My sister and I used to be bathed in a “bacia” – a shallow but large circular aluminum container (for want of a better word) and that bath water would be used for watering Mum’s flowers – so was the water used to wash the dishes. Mum had the only flower garden in the entire village.

Infant mortality in that part of Brazil was (and probably still is) extremely high. One child in five would survive to the age of 5. This was due to two factors: poverty and ignorance. Mum did her best to teach young mothers how to care for their children, but it was an uphill struggle, because she was fighting against superstition, ignorance and closed minds, for the most part.

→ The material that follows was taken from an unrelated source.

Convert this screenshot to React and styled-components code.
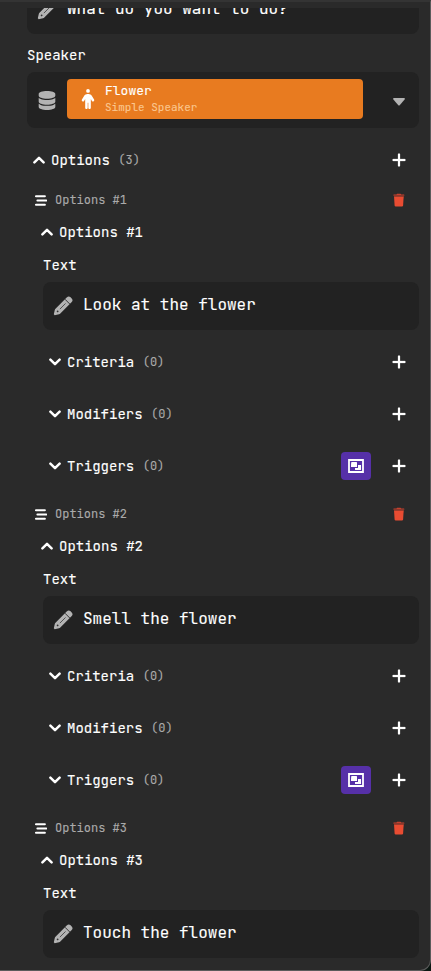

She told me of an occasion when she went to visit a young woman who’d just given birth. When she walked into this woman’s bedroom, it was in pitch darkness. The window had been closed and a heavy black curtain rigged over it so that no daylight could get in.

Mum asked the young mother why she was lying in darkness on a lovely sunny day. “Because if the sun touches me or my baby, we will both die,” she replied. “I have to stay in here with my baby until he’s one months old.”

Mum insisted that the heavy black drapes be pulled off so she could see the mother and her baby. When she picked up the infant, Mum also noticed a peculiar odour emanating from the child.

“What’s this poultice on the baby’s chest?” she inquired.

“The baby was coughing, so my “parteira” (the woman who delivered the baby) told me to put a poultice of … crushed cockroaches on his chest.” What an unutterably horrible, disgusting thought. Needless to say, Mum immediately peeled it off and bathed the child, much to his mother’s horror and acute distressed, who was convinced that Mum was killing her precious child!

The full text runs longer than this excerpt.